"""

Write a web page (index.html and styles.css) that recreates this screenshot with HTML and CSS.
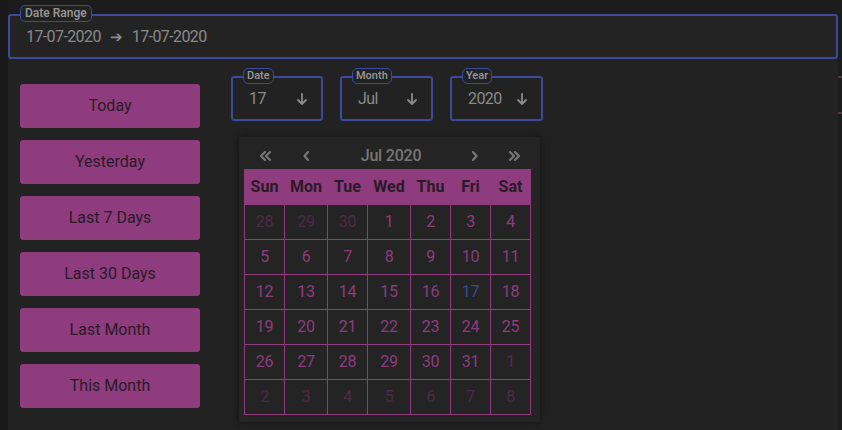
FILE: index.html
```html
<!DOCTYPE html>
<html>
<head>
<meta charset="utf-8">
<link rel="stylesheet" href="styles.css">
</head>
<body>
<div class="page">
  <div class="picker">
    <div class="range-field">
      <span class="field-label range-label">Date Range</span>
      <span class="range-date">17-07-2020</span>
      <span class="range-arrow">➔</span>
      <span class="range-date">17-07-2020</span>
    </div>
    <div class="panel">
      <div class="presets">
        <button class="preset">Today</button>
        <button class="preset">Yesterday</button>
        <button class="preset">Last 7 Days</button>
        <button class="preset">Last 30 Days</button>
        <button class="preset">Last Month</button>
        <button class="preset">This Month</button>
      </div>
      <div class="main">
        <div class="selects">
          <div class="select select-date">
            <span class="field-label">Date</span>
            <span class="value">17</span>
            <svg class="down" width="10" height="12" viewBox="0 0 10 12"><path d="M5 1V11M1 7L5 11L9 7" fill="none" stroke="#8a8a8a" stroke-width="1.8" stroke-linecap="round" stroke-linejoin="round"/></svg>
          </div>
          <div class="select">
            <span class="field-label">Month</span>
            <span class="value">Jul</span>
            <svg class="down" width="10" height="12" viewBox="0 0 10 12"><path d="M5 1V11M1 7L5 11L9 7" fill="none" stroke="#8a8a8a" stroke-width="1.8" stroke-linecap="round" stroke-linejoin="round"/></svg>
          </div>
          <div class="select">
            <span class="field-label">Year</span>
            <span class="value">2020</span>
            <svg class="down" width="10" height="12" viewBox="0 0 10 12"><path d="M5 1V11M1 7L5 11L9 7" fill="none" stroke="#8a8a8a" stroke-width="1.8" stroke-linecap="round" stroke-linejoin="round"/></svg>
          </div>
        </div>
        <div class="calendar">
          <div class="cal-nav">
            <span class="nav-btn"><svg width="13" height="10" viewBox="0 0 13 10"><path d="M6 1L2 5L6 9M11 1L7 5L11 9" fill="none" stroke="#777" stroke-width="2.2" stroke-linecap="round" stroke-linejoin="round"/></svg></span>
            <span class="nav-btn"><svg width="7" height="10" viewBox="0 0 7 10"><path d="M5 1L1.5 5L5 9" fill="none" stroke="#777" stroke-width="2.2" stroke-linecap="round" stroke-linejoin="round"/></svg></span>
            <span class="nav-title">Jul 2020</span>
            <span class="nav-btn"><svg width="7" height="10" viewBox="0 0 7 10"><path d="M2 1L5.5 5L2 9" fill="none" stroke="#777" stroke-width="2.2" stroke-linecap="round" stroke-linejoin="round"/></svg></span>
            <span class="nav-btn"><svg width="13" height="10" viewBox="0 0 13 10"><path d="M2 1L6 5L2 9M7 1L11 5L7 9" fill="none" stroke="#777" stroke-width="2.2" stroke-linecap="round" stroke-linejoin="round"/></svg></span>
          </div>
          <table class="cal-table">
            <colgroup>
              <col class="c40"><col class="c43"><col class="c40"><col class="c43"><col class="c40"><col class="c40"><col class="c40">
            </colgroup>
            <thead>
              <tr><th>Sun</th><th>Mon</th><th>Tue</th><th>Wed</th><th>Thu</th><th>Fri</th><th>Sat</th></tr>
            </thead>
            <tbody>
              <tr><td class="other">28</td><td class="other">29</td><td class="other">30</td><td>1</td><td>2</td><td>3</td><td>4</td></tr>
              <tr><td>5</td><td>6</td><td>7</td><td>8</td><td>9</td><td>10</td><td>11</td></tr>
              <tr><td>12</td><td>13</td><td>14</td><td>15</td><td>16</td><td class="selected">17</td><td>18</td></tr>
              <tr><td>19</td><td>20</td><td>21</td><td>22</td><td>23</td><td>24</td><td>25</td></tr>
              <tr><td>26</td><td>27</td><td>28</td><td>29</td><td>30</td><td>31</td><td class="other">1</td></tr>
              <tr><td class="other">2</td><td class="other">3</td><td class="other">4</td><td class="other">5</td><td class="other">6</td><td class="other">7</td><td class="other">8</td></tr>
            </tbody>
          </table>
        </div>
      </div>
    </div>
  </div>
  <div class="edge"><i class="edge-line"></i><i class="edge-line"></i></div>
</div>
</body>
</html>
```

FILE: styles.css
```css
* { box-sizing: border-box; }

body {
  margin: 0;
  background: #191919;
  font-family: Roboto, "Noto Sans", sans-serif;
  font-size: 16px;
}

.page {
  display: flex;
  height: 430px;
  overflow: hidden;
  padding-left: 8px;
}

.picker {
  width: 830px;
  display: flex;
  flex-direction: column;
  padding-top: 14px;
  background: linear-gradient(#1c1c1c, #1c1c1c) top / 100% 14px no-repeat;
}

.range-field {
  position: relative;
  height: 45px;
  flex: none;
  border: 2px solid #3b4a9c;
  border-radius: 3px;
  background: #232323;
  display: flex;
  align-items: center;
  gap: 9px;
  padding-left: 16px;
  color: #8a8a8a;
  font-size: 16px;
}

.range-date {
  letter-spacing: -0.6px;
}

.range-arrow {
  font-size: 15px;
  color: #8a8a8a;
}

.field-label {
  position: absolute;
  height: 17px;
  padding: 0 4px;
  border: 1px solid #3b4a9c;
  border-radius: 5px;
  background: #222;
  color: #999;
  font-size: 12px;
  line-height: 15px;
  font-weight: 500;
  letter-spacing: 0;
}

.range-label {
  top: -11px;
  left: 10px;
}

.panel {
  flex: 1;
  background: #222;
  display: flex;
  padding-left: 12px;
}

.presets {
  width: 180px;
  padding-top: 25px;
  display: flex;
  flex-direction: column;
  gap: 12px;
}

.preset {
  height: 44px;
  border: none;
  border-radius: 3px;
  background: #8e3c7d;
  color: #2a1a28;
  font-family: inherit;
  font-size: 16px;
  padding: 0 0 2px;
}

.main {
  margin-left: 31px;
  padding-top: 17px;
}

.selects {
  display: flex;
  gap: 17px;
}

.select {
  position: relative;
  width: 93px;
  height: 45px;
  border: 2px solid #3b4a9c;
  border-radius: 3px;
  display: flex;
  align-items: center;
  justify-content: space-between;
  padding: 0 14px 0 16px;
  color: #8a8a8a;
}

.select .value {
  letter-spacing: -0.6px;
}

.select-date { width: 92px; }

.select .field-label {
  top: -10px;
  left: 10px;
  height: 16px;
  line-height: 14px;
  font-size: 11px;
  padding: 0 3px;
}

.calendar {
  margin: 16px 0 0 8px;
  width: 301px;
  padding: 5px 9px 7px 5px;
  background: #242424;
  box-shadow: 0 0 8px rgba(0, 0, 0, 0.45);
}

.cal-nav {
  display: grid;
  grid-template-columns: 40px 43px 126px 40px 40px;
  height: 27px;
  align-items: center;
  justify-items: center;
  padding-left: 1px;
}

.nav-btn {
  display: flex;
}

.nav-title {
  color: #777;
  font-weight: 500;
  font-size: 16px;
  letter-spacing: -0.2px;
}

.cal-table {
  border-collapse: collapse;
  table-layout: fixed;
  width: 287px;
}

.c40 { width: 40px; }
.c43 { width: 43px; }

.cal-table th {
  height: 35px;
  background: #8e3c7d;
  color: #2a1a28;
  font-weight: 700;
  font-size: 16px;
  padding: 0 0 2px;
  border: 1px solid #8e3c7d;
}

.cal-table td {
  height: 35px;
  border: 1px solid #8e3c7d;
  text-align: center;
  color: #8e3c7d;
  padding: 0 0 1px;
  letter-spacing: -0.3px;
}

.cal-table td.other { color: #4f2a47; }
.cal-table td.selected { color: #3b4a9c; }

.edge {
  width: 4px;
  background: #1c1c1c;
  display: flex;
  flex-direction: column;
  padding-top: 76px;
  gap: 34px;
}

.edge-line {
  display: block;
  height: 2px;
  background: #5a2f52;
}
```
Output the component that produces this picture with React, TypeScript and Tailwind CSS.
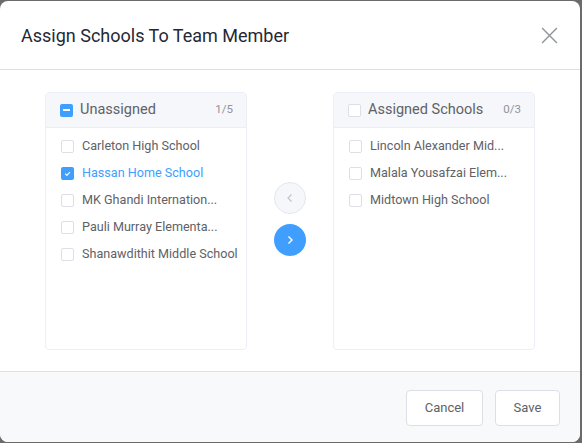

"""

[Written request]: Quote the data above in full, leaving out the pictures it holds.

[Solution to the problem]:
Write a web page (index.html and styles.css) that recreates this screenshot with HTML and CSS.
FILE: index.html
```html
<!DOCTYPE html>
<html>
<head>
<meta charset="utf-8">
<link rel="stylesheet" href="styles.css">
</head>
<body>
<div class="page">
  <div class="picker">
    <div class="range-field">
      <span class="field-label range-label">Date Range</span>
      <span class="range-date">17-07-2020</span>
      <span class="range-arrow">➔</span>
      <span class="range-date">17-07-2020</span>
    </div>
    <div class="panel">
      <div class="presets">
        <button class="preset">Today</button>
        <button class="preset">Yesterday</button>
        <button class="preset">Last 7 Days</button>
        <button class="preset">Last 30 Days</button>
        <button class="preset">Last Month</button>
        <button class="preset">This Month</button>
      </div>
      <div class="main">
        <div class="selects">
          <div class="select select-date">
            <span class="field-label">Date</span>
            <span class="value">17</span>
            <svg class="down" width="10" height="12" viewBox="0 0 10 12"><path d="M5 1V11M1 7L5 11L9 7" fill="none" stroke="#8a8a8a" stroke-width="1.8" stroke-linecap="round" stroke-linejoin="round"/></svg>
          </div>
          <div class="select">
            <span class="field-label">Month</span>
            <span class="value">Jul</span>
            <svg class="down" width="10" height="12" viewBox="0 0 10 12"><path d="M5 1V11M1 7L5 11L9 7" fill="none" stroke="#8a8a8a" stroke-width="1.8" stroke-linecap="round" stroke-linejoin="round"/></svg>
          </div>
          <div class="select">
            <span class="field-label">Year</span>
            <span class="value">2020</span>
            <svg class="down" width="10" height="12" viewBox="0 0 10 12"><path d="M5 1V11M1 7L5 11L9 7" fill="none" stroke="#8a8a8a" stroke-width="1.8" stroke-linecap="round" stroke-linejoin="round"/></svg>
          </div>
        </div>
        <div class="calendar">
          <div class="cal-nav">
            <span class="nav-btn"><svg width="13" height="10" viewBox="0 0 13 10"><path d="M6 1L2 5L6 9M11 1L7 5L11 9" fill="none" stroke="#777" stroke-width="2.2" stroke-linecap="round" stroke-linejoin="round"/></svg></span>
            <span class="nav-btn"><svg width="7" height="10" viewBox="0 0 7 10"><path d="M5 1L1.5 5L5 9" fill="none" stroke="#777" stroke-width="2.2" stroke-linecap="round" stroke-linejoin="round"/></svg></span>
            <span class="nav-title">Jul 2020</span>
            <span class="nav-btn"><svg width="7" height="10" viewBox="0 0 7 10"><path d="M2 1L5.5 5L2 9" fill="none" stroke="#777" stroke-width="2.2" stroke-linecap="round" stroke-linejoin="round"/></svg></span>
            <span class="nav-btn"><svg width="13" height="10" viewBox="0 0 13 10"><path d="M2 1L6 5L2 9M7 1L11 5L7 9" fill="none" stroke="#777" stroke-width="2.2" stroke-linecap="round" stroke-linejoin="round"/></svg></span>
          </div>
          <table class="cal-table">
            <colgroup>
              <col class="c40"><col class="c43"><col class="c40"><col class="c43"><col class="c40"><col class="c40"><col class="c40">
            </colgroup>
            <thead>
              <tr><th>Sun</th><th>Mon</th><th>Tue</th><th>Wed</th><th>Thu</th><th>Fri</th><th>Sat</th></tr>
            </thead>
            <tbody>
              <tr><td class="other">28</td><td class="other">29</td><td class="other">30</td><td>1</td><td>2</td><td>3</td><td>4</td></tr>
              <tr><td>5</td><td>6</td><td>7</td><td>8</td><td>9</td><td>10</td><td>11</td></tr>
              <tr><td>12</td><td>13</td><td>14</td><td>15</td><td>16</td><td class="selected">17</td><td>18</td></tr>
              <tr><td>19</td><td>20</td><td>21</td><td>22</td><td>23</td><td>24</td><td>25</td></tr>
              <tr><td>26</td><td>27</td><td>28</td><td>29</td><td>30</td><td>31</td><td class="other">1</td></tr>
              <tr><td class="other">2</td><td class="other">3</td><td class="other">4</td><td class="other">5</td><td class="other">6</td><td class="other">7</td><td class="other">8</td></tr>
            </tbody>
          </table>
        </div>
      </div>
    </div>
  </div>
  <div class="edge"><i class="edge-line"></i><i class="edge-line"></i></div>
</div>
</body>
</html>
```

FILE: styles.css
```css
* { box-sizing: border-box; }

body {
  margin: 0;
  background: #191919;
  font-family: Roboto, "Noto Sans", sans-serif;
  font-size: 16px;
}

.page {
  display: flex;
  height: 430px;
  overflow: hidden;
  padding-left: 8px;
}

.picker {
  width: 830px;
  display: flex;
  flex-direction: column;
  padding-top: 14px;
  background: linear-gradient(#1c1c1c, #1c1c1c) top / 100% 14px no-repeat;
}

.range-field {
  position: relative;
  height: 45px;
  flex: none;
  border: 2px solid #3b4a9c;
  border-radius: 3px;
  background: #232323;
  display: flex;
  align-items: center;
  gap: 9px;
  padding-left: 16px;
  color: #8a8a8a;
  font-size: 16px;
}

.range-date {
  letter-spacing: -0.6px;
}

.range-arrow {
  font-size: 15px;
  color: #8a8a8a;
}

.field-label {
  position: absolute;
  height: 17px;
  padding: 0 4px;
  border: 1px solid #3b4a9c;
  border-radius: 5px;
  background: #222;
  color: #999;
  font-size: 12px;
  line-height: 15px;
  font-weight: 500;
  letter-spacing: 0;
}

.range-label {
  top: -11px;
  left: 10px;
}

.panel {
  flex: 1;
  background: #222;
  display: flex;
  padding-left: 12px;
}

.presets {
  width: 180px;
  padding-top: 25px;
  display: flex;
  flex-direction: column;
  gap: 12px;
}

.preset {
  height: 44px;
  border: none;
  border-radius: 3px;
  background: #8e3c7d;
  color: #2a1a28;
  font-family: inherit;
  font-size: 16px;
  padding: 0 0 2px;
}

.main {
  margin-left: 31px;
  padding-top: 17px;
}

.selects {
  display: flex;
  gap: 17px;
}

.select {
  position: relative;
  width: 93px;
  height: 45px;
  border: 2px solid #3b4a9c;
  border-radius: 3px;
  display: flex;
  align-items: center;
  justify-content: space-between;
  padding: 0 14px 0 16px;
  color: #8a8a8a;
}

.select .value {
  letter-spacing: -0.6px;
}

.select-date { width: 92px; }

.select .field-label {
  top: -10px;
  left: 10px;
  height: 16px;
  line-height: 14px;
  font-size: 11px;
  padding: 0 3px;
}

.calendar {
  margin: 16px 0 0 8px;
  width: 301px;
  padding: 5px 9px 7px 5px;
  background: #242424;
  box-shadow: 0 0 8px rgba(0, 0, 0, 0.45);
}

.cal-nav {
  display: grid;
  grid-template-columns: 40px 43px 126px 40px 40px;
  height: 27px;
  align-items: center;
  justify-items: center;
  padding-left: 1px;
}

.nav-btn {
  display: flex;
}

.nav-title {
  color: #777;
  font-weight: 500;
  font-size: 16px;
  letter-spacing: -0.2px;
}

.cal-table {
  border-collapse: collapse;
  table-layout: fixed;
  width: 287px;
}

.c40 { width: 40px; }
.c43 { width: 43px; }

.cal-table th {
  height: 35px;
  background: #8e3c7d;
  color: #2a1a28;
  font-weight: 700;
  font-size: 16px;
  padding: 0 0 2px;
  border: 1px solid #8e3c7d;
}

.cal-table td {
  height: 35px;
  border: 1px solid #8e3c7d;
  text-align: center;
  color: #8e3c7d;
  padding: 0 0 1px;
  letter-spacing: -0.3px;
}

.cal-table td.other { color: #4f2a47; }
.cal-table td.selected { color: #3b4a9c; }

.edge {
  width: 4px;
  background: #1c1c1c;
  display: flex;
  flex-direction: column;
  padding-top: 76px;
  gap: 34px;
}

.edge-line {
  display: block;
  height: 2px;
  background: #5a2f52;
}
```
Output the component that produces this picture with React, TypeScript and Tailwind CSS.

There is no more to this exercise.